By using these principles, you can determine the conditional probability, enhancing your understanding of scenarios where outcomes are interdependent.

Escape probability refers to the likelihood of a prisoner successfully escaping without being caught, based on their chosen route. In this exercise:

• For road A, the escape probability is 20%, since 80% of those who tried were captured.
• For road B, it is 25%, due to 75% being apprehended.
• For road C, only 8% escaped, with 92% detained.

These escape probabilities play a pivotal role in the final calculation using Bayes' Theorem. They provide insight into each road's effectiveness in the context of the escape and factor into determining \[P(E) = P(E|A) \times P(A) + P(E|B) \times P(B) + P(E|C) \times P(C).\] By assessing escape probabilities, you gain a clearer picture of how different choices impact the chances of success in escaping scenarios.

When discussing event probability, we're referring to the likelihood of a particular event occurring. This is a basic concept of probability. In this specific exercise, event probability touches on three distinct choices:

• Choosing road A: with a probability of 30%.
• Choosing road B: which is 50% likely.
• Opting for road C: occurring 20% of the time.

Each of these choices is mutually exclusive and collectively exhaustive.
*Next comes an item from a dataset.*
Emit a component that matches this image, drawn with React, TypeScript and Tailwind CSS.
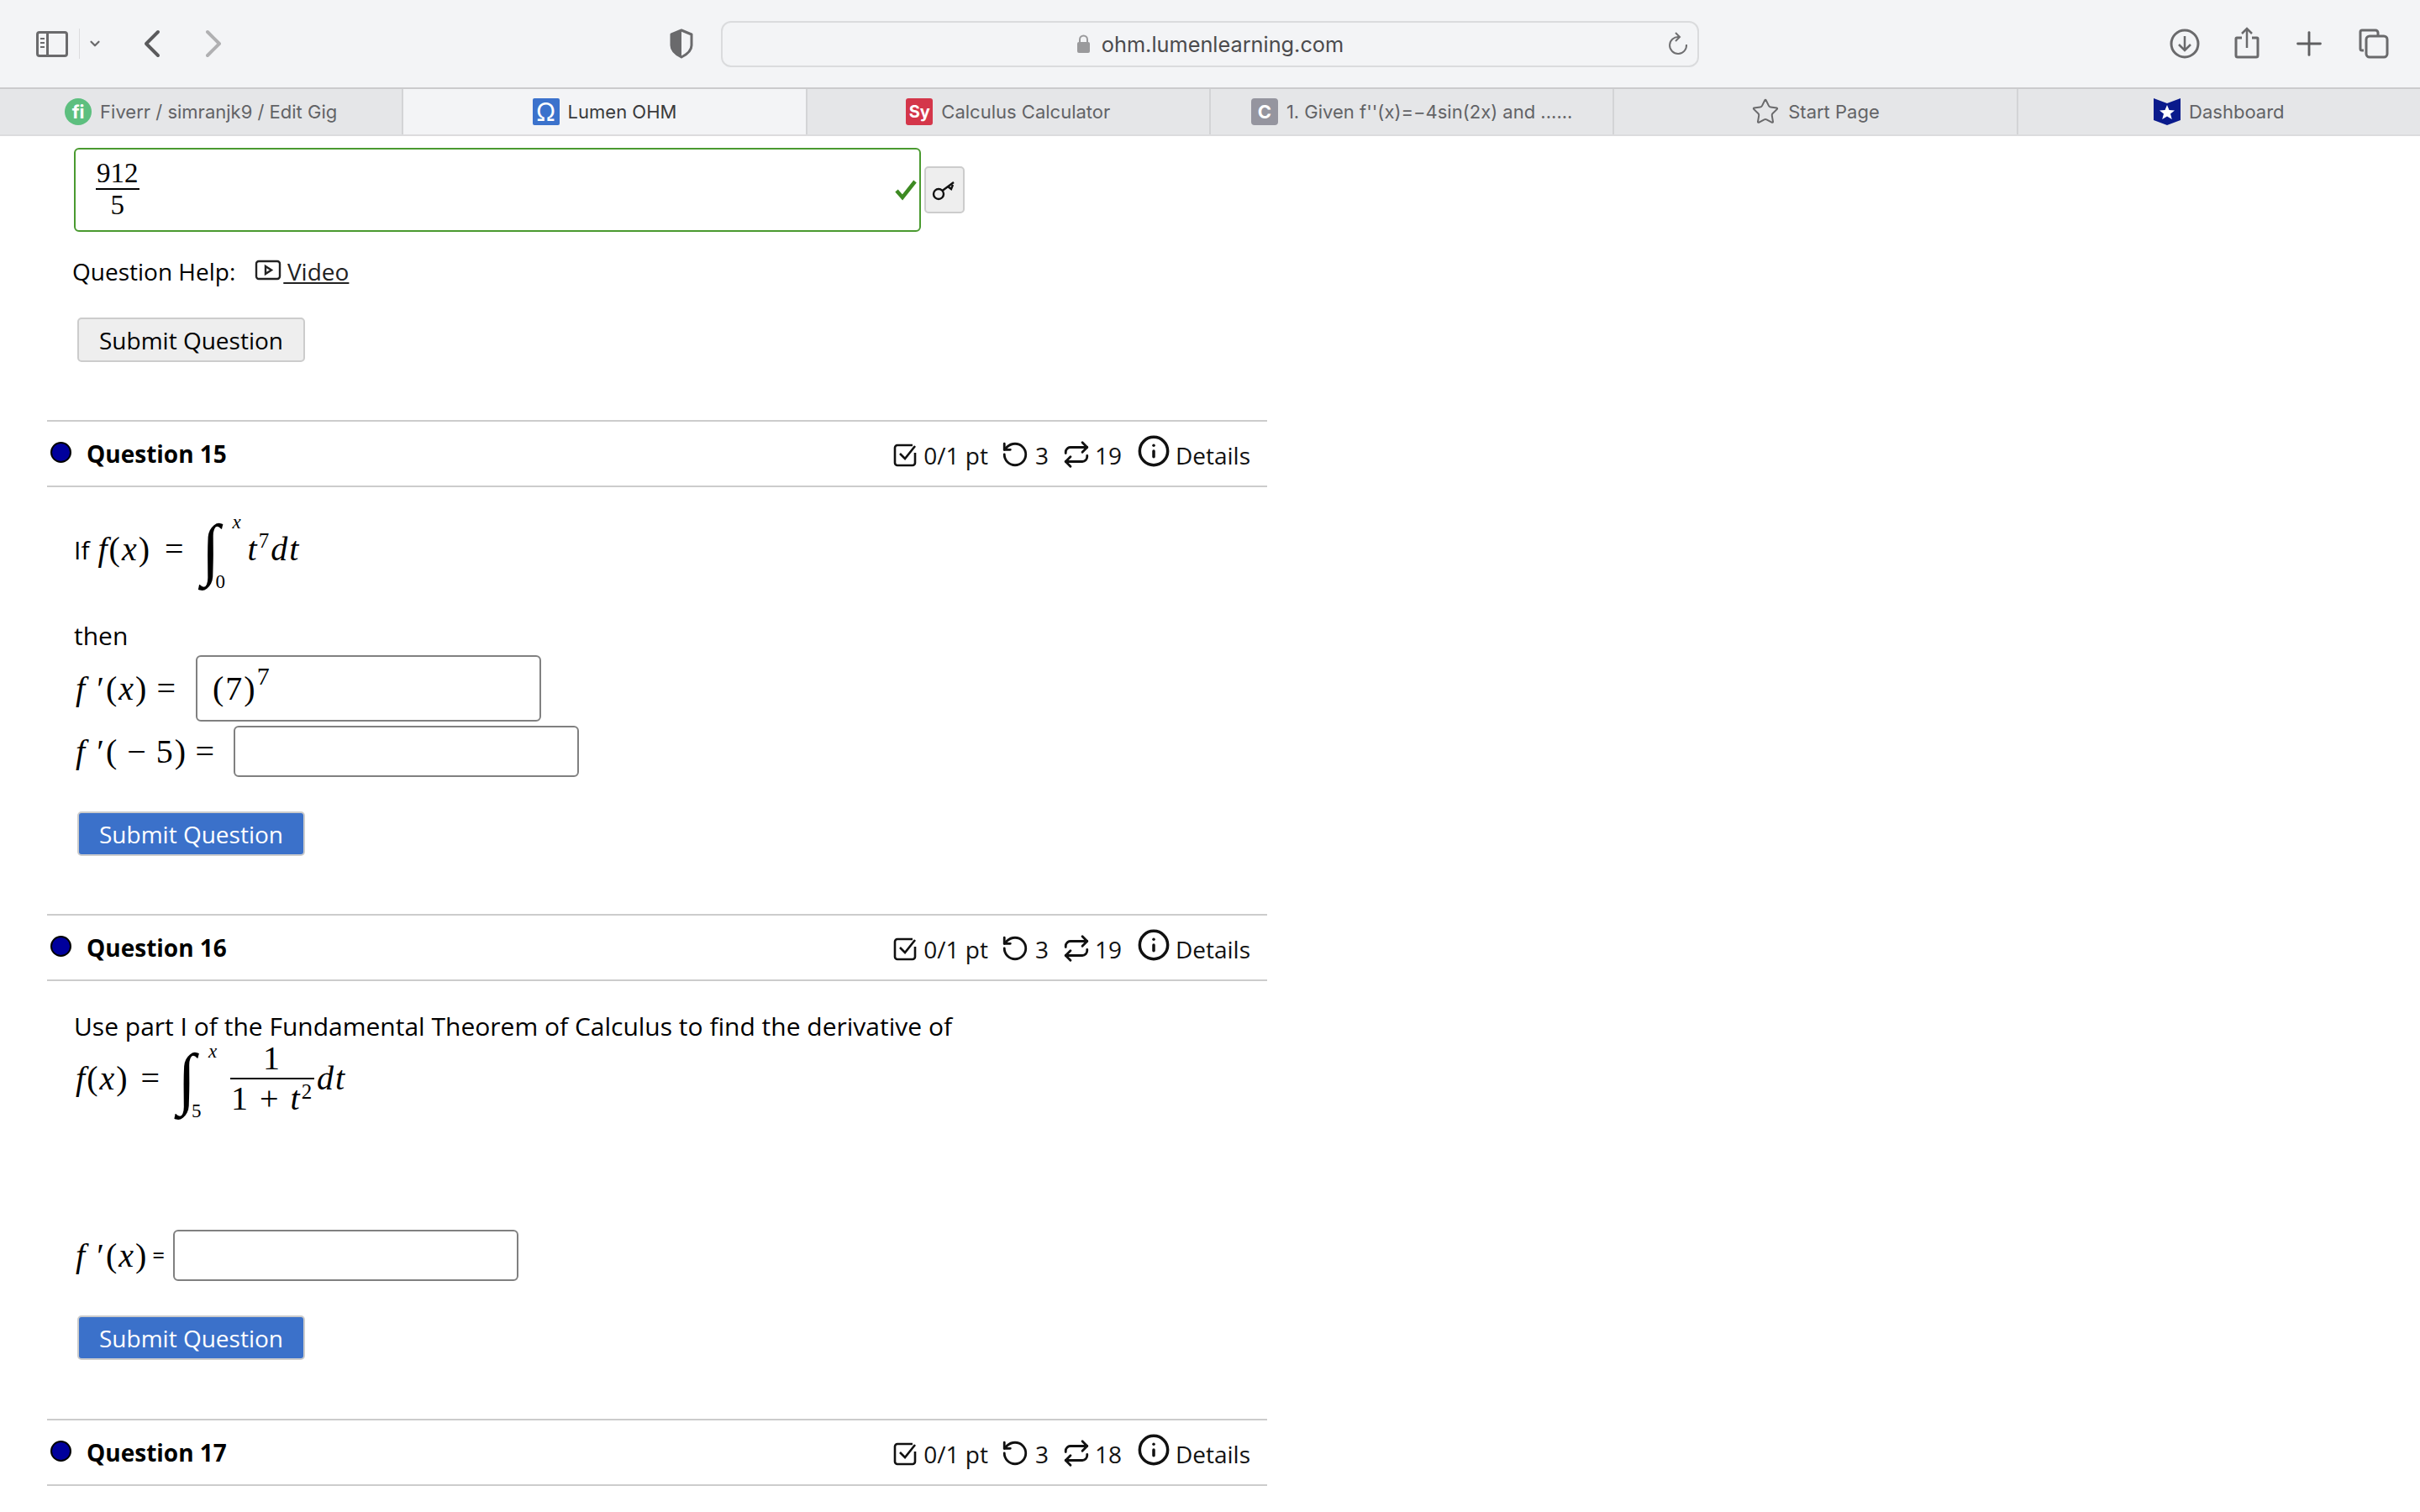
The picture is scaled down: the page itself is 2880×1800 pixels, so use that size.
import { ChevronDown, ChevronLeft, ChevronRight, Info, Plus, Repeat, RotateCcw, Star } from "lucide-react";

const mathCls = "font-['Liberation_Serif',serif] text-black tracking-[0.05em]";

function Tab({ icon, label, active }: { icon: React.ReactNode; label: string; active?: boolean }) {
  return (
    <div
      className={`flex-1 flex items-center justify-center gap-[10px] border-r-2 border-[#d3d4d6] last:border-r-0 text-[22px] ${
        active ? "bg-[#f3f4f6] text-[#3a3a3c]" : "text-[#626366]"
      }`}
    >
      {icon}
      <span>{label}</span>
    </div>
  );
}

function Favicon({ className, children }: { className: string; children: React.ReactNode }) {
  return (
    <span className={`w-[32px] h-[32px] flex items-center justify-center text-white font-bold ${className}`}>
      {children}
    </span>
  );
}

function Toolbar() {
  return (
    <div className="h-[104px] bg-[#f3f4f6] flex items-center text-[#626366]">
      <div className="ml-[43px] w-[38px] h-[31px] border-[3px] border-[#6a6a6c] rounded-[4px] flex">
        <div className="w-[12px] border-r-[3px] border-[#6a6a6c] flex flex-col gap-[3px] pt-[5px] pl-[2px]">
          <span className="w-[5px] h-[2px] bg-[#6a6a6c]" />
          <span className="w-[5px] h-[2px] bg-[#6a6a6c]" />
          <span className="w-[5px] h-[2px] bg-[#6a6a6c]" />
        </div>
      </div>
      <div className="ml-[13px] w-px h-[36px] bg-[#dcdcde]" />
      <ChevronDown size={18} strokeWidth={3} className="ml-[9px] text-[#6a6a6c]" />
      <ChevronLeft size={56} strokeWidth={1.7} className="ml-[31px] text-[#5a5a5c]" />
      <ChevronRight size={56} strokeWidth={1.7} className="ml-[17px] text-[#b0b0b2]" />
      <svg width="30" height="36" viewBox="0 0 30 36" className="ml-[514px]">
        <path d="M15 2 L27 7 V20 C27 27 21 31 15 34 C9 31 3 27 3 20 V7 Z" fill="none" stroke="#6a6a6c" strokeWidth="3" strokeLinejoin="round" />
        <path d="M15 2 L3 7 V20 C3 27 9 31 15 34 Z" fill="#6a6a6c" />
      </svg>
      <div className="ml-[32px] w-[1164px] h-[55px] rounded-[12px] border-2 border-[#dadbdd] bg-[#f3f4f6] flex items-center justify-center relative">
        <svg width="17" height="24" viewBox="0 0 17 24" className="mr-[13px]">
          <path d="M4 11 V7 a4.500 4.500 0 0 1 9 0 V11" fill="none" stroke="#9a9a9c" strokeWidth="2" />
          <rect x="1" y="10" width="15" height="13" rx="2" fill="#9a9a9c" />
        </svg>
        <span className="font-['Inter',sans-serif] text-[25.3px] text-[#4b4b4d] pt-[2px]">ohm.lumenlearning.com</span>
        <svg width="26" height="28" viewBox="0 0 26 28" className="absolute right-[10px] top-[11px]" fill="none" stroke="#6f6f71" strokeWidth="2">
          <path d="M14 6 A10 10 0 1 0 23 15" />
          <path d="M10 1 L15 6 L10 11" />
        </svg>
      </div>
      <svg width="36" height="36" viewBox="0 0 36 36" className="ml-[560px]" fill="none" stroke="#6a6a6c" strokeWidth="3">
        <circle cx="18" cy="18" r="16" />
        <path d="M18 9 V26 M11 19 L18 26 L25 19" strokeWidth="2.500" />
      </svg>
      <svg width="30" height="38" viewBox="0 0 30 38" className="ml-[41px] -mt-[2px]" fill="none" stroke="#6a6a6c" strokeWidth="3">
        <path d="M9 13 H3 a1 1 0 0 0 -1 1 V34 a2 2 0 0 0 2 2 H26 a2 2 0 0 0 2 -2 V14 a1 1 0 0 0 -1 -1 H21" />
        <path d="M15 25 V3 M9 8 L15 2 L21 8" strokeWidth="2.500" />
      </svg>
      <Plus size={46} strokeWidth={1.5} className="ml-[36px] text-[#5f5f61]" />
      <svg width="36" height="36" viewBox="0 0 36 36" className="ml-[36px]" fill="none" stroke="#6a6a6c" strokeWidth="3">
        <path d="M6 26 H4 a2 2 0 0 1 -2 -2 V4 a2 2 0 0 1 2 -2 H20 a3 3 0 0 1 3 3 V9" />
        <rect x="9" y="9" width="25" height="25" rx="4" />
      </svg>
    </div>
  );
}

function TabBar() {
  return (
    <div className="h-[58px] flex bg-[#e5e6e8] border-t-2 border-b-2 border-t-[#cbcbcd] border-b-[#dcdcde] font-['Inter',sans-serif]">
      <Tab
        label="Fiverr / simranjk9 / Edit Gig"
        icon={<Favicon className="rounded-full bg-[#5dbf7f] text-[22px]">fi</Favicon>}
      />
      <Tab
        active
        label="Lumen OHM"
        icon={<Favicon className="rounded-[2px] bg-[#3b72cc] text-[30px] font-normal">Ω</Favicon>}
      />
      <Tab
        label="Calculus Calculator"
        icon={<Favicon className="rounded-[3px] bg-[#d4364a] text-[20px]">Sy</Favicon>}
      />
      <Tab
        label={"1. Given f''(x)=−4sin(2x) and ......"}
        icon={<Favicon className="rounded-[4px] bg-[#95959f] text-[22px]">C</Favicon>}
      />
      <Tab label="Start Page" icon={<Star size={34} strokeWidth={1.4} className="text-[#6a6a6c]" />} />
      <Tab
        label="Dashboard"
        icon={
          <svg width="32" height="32" viewBox="0 0 32 32">
            <path d="M0 0 L16 6 L32 0 V26 L16 32 L0 26 Z" fill="#0a1a8c" />
            <path d="M16 8 L18.500 14 L25 14.500 L20 18.500 L21.800 25 L16 21.500 L10.200 25 L12 18.500 L7 14.500 L13.500 14 Z" fill="#fff" />
          </svg>
        }
      />
    </div>
  );
}

function SubmitButton({ primary }: { primary?: boolean }) {
  return (
    <button
      className={`block ml-[92px] w-[271px] h-[53px] rounded-[5px] border-2 border-[#cccccc] text-[28px] ${
        primary ? "bg-[#3b71ca] text-white" : "bg-[#eeeeee] text-black"
      }`}
    >
      Submit Question
    </button>
  );
}

function QuestionHeader({ n, tries }: { n: number; tries: number }) {
  return (
    <div className="ml-[56px] w-[1452px] h-[80px] border-y-2 border-[#cccccc] flex items-center">
      <span className="ml-[4px] w-[25px] h-[25px] rounded-full bg-[#00009c] border-2 border-black -mt-[3px]" />
      <span className="ml-[18px] font-bold text-[28px] -mt-[1px]">Question {n}</span>
      <div className="ml-auto mr-[20px] flex items-center text-[28px] text-[#111]">
        <svg width="30" height="30" viewBox="0 0 30 30" fill="none" stroke="#111" strokeWidth="2.600" className="mt-[2px]">
          <path d="M27 13 V25 a3 3 0 0 1 -3 3 H6 a3 3 0 0 1 -3 -3 V7 a3 3 0 0 1 3 -3 H24" />
          <path d="M9 14 L15 20 L27 5" />
        </svg>
        <span className="ml-[7px] mt-[3px]">0/1 pt</span>
        <RotateCcw size={34} strokeWidth={2} className="ml-[15px] mt-[2px]" />
        <span className="ml-[7px] mt-[3px]">3</span>
        <Repeat size={34} strokeWidth={2} className="ml-[16px] mt-[2px]" />
        <span className="ml-[5px] mt-[3px]">{tries}</span>
        <Info size={40} strokeWidth={2.1} className="ml-[18px] -mt-[6px]" />
        <span className="ml-[6px] mt-[3px]">Details</span>
      </div>
    </div>
  );
}

function TextBox({ className, children }: { className: string; children?: React.ReactNode }) {
  return (
    <div className={`w-[411px] rounded-[6px] border-2 border-[#808080] bg-white flex items-center ${className}`}>
      {children}
    </div>
  );
}

function Integral({ upper, lower }: { upper: string; lower: string }) {
  return (
    <span className="inline-flex items-center ml-[14px]">
      <span className={`${mathCls} w-[36px] flex justify-center text-[78px] leading-none scale-y-[1.05] italic`}>∫</span>
      <span className="flex flex-col justify-between h-[94px] mt-[6px] w-[20px] text-[23px] leading-none">
        <span className={`${mathCls} italic ml-[6px]`}>{upper}</span>
        <span className={`${mathCls} -ml-[14px]`}>{lower}</span>
      </span>
    </span>
  );
}

export default function App() {
  return (
    <div className="w-[2880px] h-[1800px] bg-white overflow-hidden font-['Open_Sans',sans-serif] text-black">
      <Toolbar />
      <TabBar />

      {/* answer from question 14 */}
      <div className="flex items-center mt-[14px] ml-[88px]">
        <div className="w-[1008px] h-[100px] rounded-[6px] border-2 border-[#4a9a30] flex items-center justify-between pl-[24px] pr-[3px]">
          <span className="font-['Liberation_Serif',serif] text-black flex flex-col items-center text-[33px] leading-[36px] -mt-[2px]">
            <span className="border-b-2 border-black px-[1px]">912</span>
            <span>5</span>
          </span>
          <svg width="26" height="26" viewBox="0 0 26 26" fill="none" stroke="#3d8a22" strokeWidth="4.500">
            <path d="M2 14 L9 22 L24 3" />
          </svg>
        </div>
        <div className="ml-[4px] w-[48px] h-[56px] rounded-[5px] border-2 border-[#cccccc] bg-[#eeeeee] flex items-center justify-center">
          <svg width="30" height="26" viewBox="0 0 30 26" fill="none" stroke="#111" strokeWidth="2.400">
            <circle cx="8" cy="18" r="6" />
            <path d="M12.500 14 L26 4 M19 9 L23 12 L25 7" />
          </svg>
        </div>
      </div>

      <div className="flex items-center ml-[86px] mt-[27px] h-[40px] text-[28px]">
        <span>Question Help:</span>
        <svg width="32" height="26" viewBox="0 0 32 26" className="ml-[23px] -mt-[2px]" fill="none" stroke="#222" strokeWidth="2.400">
          <rect x="2" y="2" width="28" height="21" rx="3" />
          <path d="M13 8 L20 12.500 L13 17 Z" />
        </svg>
        <span className="underline text-[#222] whitespace-pre ml-[2px]">{"\u2009Video"}</span>
      </div>

      <div className="mt-[35px]">
        <SubmitButton />
      </div>

      {/* question 15 */}
      <div className="mt-[69px]">
        <QuestionHeader n={15} tries={19} />
      </div>
      <div className="ml-[88px] mt-[19px] h-[110px] flex items-center">
        <span className="text-[30px]">If</span>
        <span className={`${mathCls} text-[40px] ml-[10px]`}>
          <i>f</i>(<i>x</i>)
        </span>
        <span className={`${mathCls} text-[40px] ml-[16px]`}>=</span>
        <Integral upper="x" lower="0" />
        <span className={`${mathCls} text-[40px] italic ml-[4px]`}>
          t<sup className="text-[25px] not-italic -top-[15px]">7</sup>dt
        </span>
      </div>
      <div className="ml-[88px] mt-[27px] h-[40px] text-[30px] flex items-center">then</div>
      <div className="ml-[88px] mt-[4px] h-[79px] flex items-center">
        <div className="w-[145px] pl-[2px] pr-[22px] flex justify-between">
          <span className={`${mathCls} text-[40px]`}>
            <i>f</i> ′(<i>x</i>)
          </span>
          <span className={`${mathCls} text-[40px]`}>=</span>
        </div>
        <TextBox className="h-[79px] pl-[18px]">
          <span className={`${mathCls} text-[40px]`}>
            (7)<sup className="text-[30px] -top-[18px]">7</sup>
          </span>
        </TextBox>
      </div>
      <div className="ml-[88px] mt-[5px] h-[61px] flex items-center">
        <div className="w-[190px] pl-[2px] pr-[21px] flex justify-between">
          <span className={`${mathCls} text-[40px] whitespace-pre`}>
            <i>f</i> ′({"\u2009−\u20095"})
          </span>
          <span className={`${mathCls} text-[40px]`}>=</span>
        </div>
        <TextBox className="h-[61px]" />
      </div>
      <div className="mt-[41px]">
        <SubmitButton primary />
      </div>

      {/* question 16 */}
      <div className="mt-[69px]">
        <QuestionHeader n={16} tries={19} />
      </div>
      <div className="ml-[88px] mt-[33px] h-[40px] text-[30px] flex items-center">
        Use part I of the Fundamental Theorem of Calculus to find the derivative of
      </div>
      <div className="ml-[88px] -mt-[7px] h-[100px] flex items-center">
        <span className={`${mathCls} text-[40px] ml-[2px]`}>
          <i>f</i>(<i>x</i>)
        </span>
        <span className={`${mathCls} text-[40px] ml-[14px]`}>=</span>
        <Integral upper="x" lower="5" />
        <span className={`${mathCls} flex flex-col items-center text-[40px] leading-[46px] ml-[12px]`}>
          <span className="w-[100px] text-center border-b-2 border-black">1</span>
          <span className="whitespace-pre">
            1 + <i>t</i>
            <sup className="text-[25px] -top-[13px]">2</sup>
          </span>
        </span>
        <span className={`${mathCls} text-[40px] italic ml-[3px]`}>dt</span>
      </div>
      <div className="ml-[88px] mt-[130px] h-[61px] flex items-center">
        <div className="w-[118px] pl-[2px] pr-[10px] flex justify-between items-center">
          <span className={`${mathCls} text-[40px]`}>
            <i>f</i> ′(<i>x</i>)
          </span>
          <span className="text-[26px]">=</span>
        </div>
        <TextBox className="h-[61px]" />
      </div>
      <div className="mt-[41px]">
        <SubmitButton primary />
      </div>

      {/* question 17 */}
      <div className="mt-[70px]">
        <QuestionHeader n={17} tries={18} />
      </div>
    </div>
  );
}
This means each escapee's decision leads to one of these three outcomes. Hence, the sum of probabilities of events A, B, and C equals 1.
Understanding event probability lays the groundwork for tackling more complex problems, such as the conditional probability scenario in this exercise. It gives you a fundamental grasp of how different potential outcomes are quantified in probabilistic terms.